What’s happened to him? Why is Brandon behaving so suspiciously since his return? Why doesn’t he want to answer any of the questions being asked by authorities? It’s only in the film’s final act that he opens up to Murphy’s mother, in a scene that is supposed to be revelatory, but ends up being oddly dull and infuriating.

If Sheridan is well-cast and believable in the role of Murphy, the same can’t be said of Ehrenreich, who can’t quite pull it off. His boyish good looks and skinny physique are a bad fit for a role that was written with toughness, machoism and grit in mind. Ehrenreich comes off like a boy playing in a man’s game.

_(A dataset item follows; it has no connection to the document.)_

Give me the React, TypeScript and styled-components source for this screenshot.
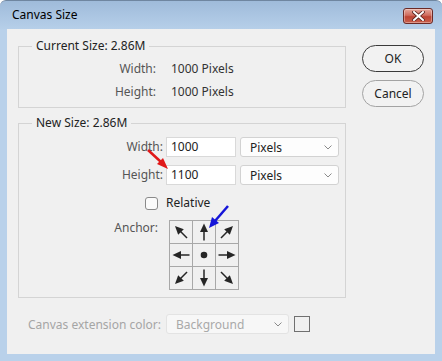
import styled, { createGlobalStyle } from "styled-components";

const GlobalStyle = createGlobalStyle`
  html, body {
    margin: 0;
    padding: 0;
    background: #ffffff;
  }
  body {
    font-family: "Noto Sans", "Open Sans", sans-serif;
  }
`;

const Window = styled.div`
  position: relative;
  width: 442px;
  height: 361px;
  box-sizing: border-box;
  border-top: 1px solid #6f86a0;
  border-radius: 6px 6px 0 0;
  background: linear-gradient(to bottom, #9fbbda 0px, #b6cfe9 28px, #b9d1ea 29px);
  display: flex;
  flex-direction: column;
  overflow: hidden;
`;

const TitleBar = styled.div`
  height: 28px;
  display: flex;
  align-items: center;
  justify-content: space-between;
  padding: 0 9px 0 12px;
`;

const Title = styled.span`
  font-size: 12px;
  color: #000;
  margin-top: -1px;
`;

const CloseButton = styled.div`
  width: 30px;
  height: 16px;
  margin-top: 2px;
  box-sizing: border-box;
  border: 1px solid #6b2a26;
  border-radius: 3px;
  background: linear-gradient(to bottom, #e6a89c 0%, #d06c5e 45%, #be4434 55%, #c9604c 100%);
  display: flex;
  align-items: center;
  justify-content: center;
  box-shadow: inset 0 0 0 1px rgba(255, 255, 255, 0.35);
`;

const Client = styled.div`
  flex: 1;
  margin: 0 7px 7px 7px;
  background: #f0f0f0;
  display: flex;
  padding: 9px 0 0 11px;
  gap: 16px;
  box-sizing: border-box;
`;

const MainColumn = styled.div`
  width: 328px;
  display: flex;
  flex-direction: column;
`;

const Group = styled.fieldset<{ $pad: string; $top?: number }>`
  margin: ${(p) => p.$top ?? 0}px 0 0 0;
  padding: ${(p) => p.$pad};
  border: 1px solid #d4d4d4;
  min-width: 0;
`;

const Legend = styled.legend`
  margin-left: 13px;
  padding: 0 4px;
  font-size: 12px;
  line-height: 16px;
  color: #222;
`;

const InfoGrid = styled.div`
  display: grid;
  grid-template-columns: 137px auto;
  column-gap: 15px;
  row-gap: 7px;
  font-size: 12px;
  line-height: 16px;
`;

const InfoLabel = styled.span`
  text-align: right;
  color: #555;
`;

const InfoValue = styled.span`
  color: #333;
`;

const FieldRow = styled.div<{ $top?: number }>`
  display: flex;
  align-items: center;
  margin-top: ${(p) => p.$top ?? 0}px;
`;

const FieldLabel = styled.span<{ $w: number }>`
  width: ${(p) => p.$w}px;
  text-align: right;
  font-size: 12px;
  line-height: 16px;
  color: #555;
  flex: none;
`;

const TextInput = styled.div`
  width: 70px;
  height: 20px;
  margin-left: 3px;
  box-sizing: border-box;
  border: 1px solid #d9d9d9;
  background: #fff;
  font-size: 12px;
  line-height: 18px;
  padding-left: 4px;
  color: #222;
`;

const Select = styled.div<{ $w: number; $disabled?: boolean }>`
  width: ${(p) => p.$w}px;
  height: 20px;
  box-sizing: border-box;
  border: 1px solid ${(p) => (p.$disabled ? "#e3e3e3" : "#d2d2d2")};
  border-radius: 3px;
  background: ${(p) => (p.$disabled ? "#f7f7f7" : "#fdfdfd")};
  display: flex;
  align-items: center;
  justify-content: space-between;
  padding: 0 6px 0 9px;
  font-size: 12px;
  color: ${(p) => (p.$disabled ? "#a9a9a9" : "#222")};
  margin-left: ${(p) => (p.$disabled ? 0 : 4)}px;
`;

const Checkbox = styled.div`
  width: 13px;
  height: 13px;
  box-sizing: border-box;
  border: 1px solid #8a8a8a;
  border-radius: 3px;
  background: #fbfbfb;
  margin-left: 126px;
  margin-right: 8px;
`;

const CheckLabel = styled.span`
  font-size: 12px;
  line-height: 16px;
  color: #222;
`;

const AnchorRow = styled.div`
  display: flex;
  margin-top: 9px;
  gap: 11px;
`;

const AnchorGrid = styled.div`
  display: grid;
  grid-template-columns: repeat(3, 22px);
  grid-template-rows: repeat(3, 22px);
  gap: 1px;
  padding: 1px;
  background: #a8a8a8;
  width: max-content;
`;

const AnchorCell = styled.div`
  background: #f0f0f0;
  display: flex;
  align-items: center;
  justify-content: center;
`;

const BottomRow = styled.div`
  display: flex;
  align-items: center;
  margin-top: 16px;
  padding-left: 10px;
`;

const DisabledLabel = styled.span`
  font-size: 12px;
  color: #a5a5a5;
  width: 138px;
  flex: none;
`;

const Swatch = styled.div`
  width: 16px;
  height: 16px;
  box-sizing: border-box;
  border: 1px solid #707070;
  margin-left: 5px;
`;

const ButtonColumn = styled.div`
  display: flex;
  flex-direction: column;
  gap: 8px;
  margin-top: 7px;
`;

const PillButton = styled.div<{ $primary?: boolean }>`
  width: 62px;
  height: 27px;
  box-sizing: border-box;
  border: 1px solid ${(p) => (p.$primary ? "#3a3a3a" : "#a3a3a3")};
  border-radius: 14px;
  background: #f2f2f2;
  display: flex;
  align-items: center;
  justify-content: center;
  font-size: 12px;
  color: #222;
`;

const Overlay = styled.svg`
  position: absolute;
  left: 0;
  top: 0;
  pointer-events: none;
`;

function Chevron() {
  return (
    <svg width="8" height="5" viewBox="0 0 8 5">
      <path d="M0.5 0.5 L4 4 L7.5 0.5" fill="none" stroke="#8a8a8a" strokeWidth="1" />
    </svg>
  );
}

function AnchorArrow({ angle }: { angle: number }) {
  return (
    <svg width="22" height="22" viewBox="0 0 22 22" style={{ transform: `rotate(${angle}deg)` }}>
      <polygon points="11,2.5 7,11 15,11" fill="#262626" />
      <line x1="11" y1="9" x2="11" y2="19.5" stroke="#262626" strokeWidth="1.5" />
    </svg>
  );
}

const anchors = [-45, 0, 45, -90, null, 90, -135, 180, 135];

export default function App() {
  return (
    <>
      <GlobalStyle />
      <Window>
        <TitleBar>
          <Title>Canvas Size</Title>
          <CloseButton>
            <svg width="13" height="10" viewBox="0 0 13 10">
              <path d="M2 1 L11 9 M11 1 L2 9" stroke="#5a2420" strokeWidth="3.6" strokeLinecap="square" />
              <path d="M2 1 L11 9 M11 1 L2 9" stroke="#ffffff" strokeWidth="2" strokeLinecap="square" />
            </svg>
          </CloseButton>
        </TitleBar>
        <Client>
          <MainColumn>
            <Group $pad="7px 0 7px 0">
              <Legend>Current Size: 2.86M</Legend>
              <InfoGrid>
                <InfoLabel>Width:</InfoLabel>
                <InfoValue>1000 Pixels</InfoValue>
                <InfoLabel>Height:</InfoLabel>
                <InfoValue>1000 Pixels</InfoValue>
              </InfoGrid>
            </Group>
            <Group $pad="6px 0 7px 0" $top={7}>
              <Legend>New Size: 2.86M</Legend>
              <FieldRow>
                <FieldLabel $w={144}>Width:</FieldLabel>
                <TextInput>1000</TextInput>
                <Select $w={99}>
                  Pixels
                  <Chevron />
                </Select>
              </FieldRow>
              <FieldRow $top={8}>
                <FieldLabel $w={144}>Height:</FieldLabel>
                <TextInput>1100</TextInput>
                <Select $w={99}>
                  Pixels
                  <Chevron />
                </Select>
              </FieldRow>
              <FieldRow $top={10}>
                <Checkbox />
                <CheckLabel>Relative</CheckLabel>
              </FieldRow>
              <AnchorRow>
                <FieldLabel $w={139}>Anchor:</FieldLabel>
                <AnchorGrid>
                  {anchors.map((a, i) => (
                    <AnchorCell key={i}>
                      {a === null ? (
                        <svg width="8" height="8" viewBox="0 0 8 8">
                          <circle cx="4" cy="4" r="3.3" fill="#262626" />
                        </svg>
                      ) : (
                        <AnchorArrow angle={a} />
                      )}
                    </AnchorCell>
                  ))}
                </AnchorGrid>
              </AnchorRow>
            </Group>
            <BottomRow>
              <DisabledLabel>Canvas extension color:</DisabledLabel>
              <Select $w={123} $disabled>
                Background
                <Chevron />
              </Select>
              <Swatch />
            </BottomRow>
          </MainColumn>
          <ButtonColumn>
            <PillButton $primary>OK</PillButton>
            <PillButton>Cancel</PillButton>
          </ButtonColumn>
        </Client>
        <Overlay width="442" height="361" viewBox="0 0 442 361">
          <line x1="148" y1="149" x2="161" y2="161" stroke="#e01818" strokeWidth="2.5" />
          <polygon points="168,168 157,163 163,157" fill="#e01818" />
          <line x1="228" y1="205" x2="215" y2="220" stroke="#1515d8" strokeWidth="2.5" />
          <polygon points="209,227 212,216 219,222" fill="#1515d8" />
        </Overlay>
      </Window>
    </>
  );
}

For a film that has such an intriguing premise at its core, The Yellow Birds seems to drag due to Moor’s abrupt tempo changes and flat visual style. The editing isn’t any better, either, as it never truly finds a flow to ride on and feels chaotic and messily put together. Moor, whose 2013 debut, Blue Caprice, had us hoping for something special here, seems to have picked the wrong vehicle for his sophomore effort. Everything that made that aforementioned film such a tense, tight-nit story has completely evaporated in The Yellow Birds.

The Yellow Birds Review [Sundance 2017]
The Yellow Birds should have been an exciting, intense war movie, but has instead been turned into Full Metal Jacket for dummies.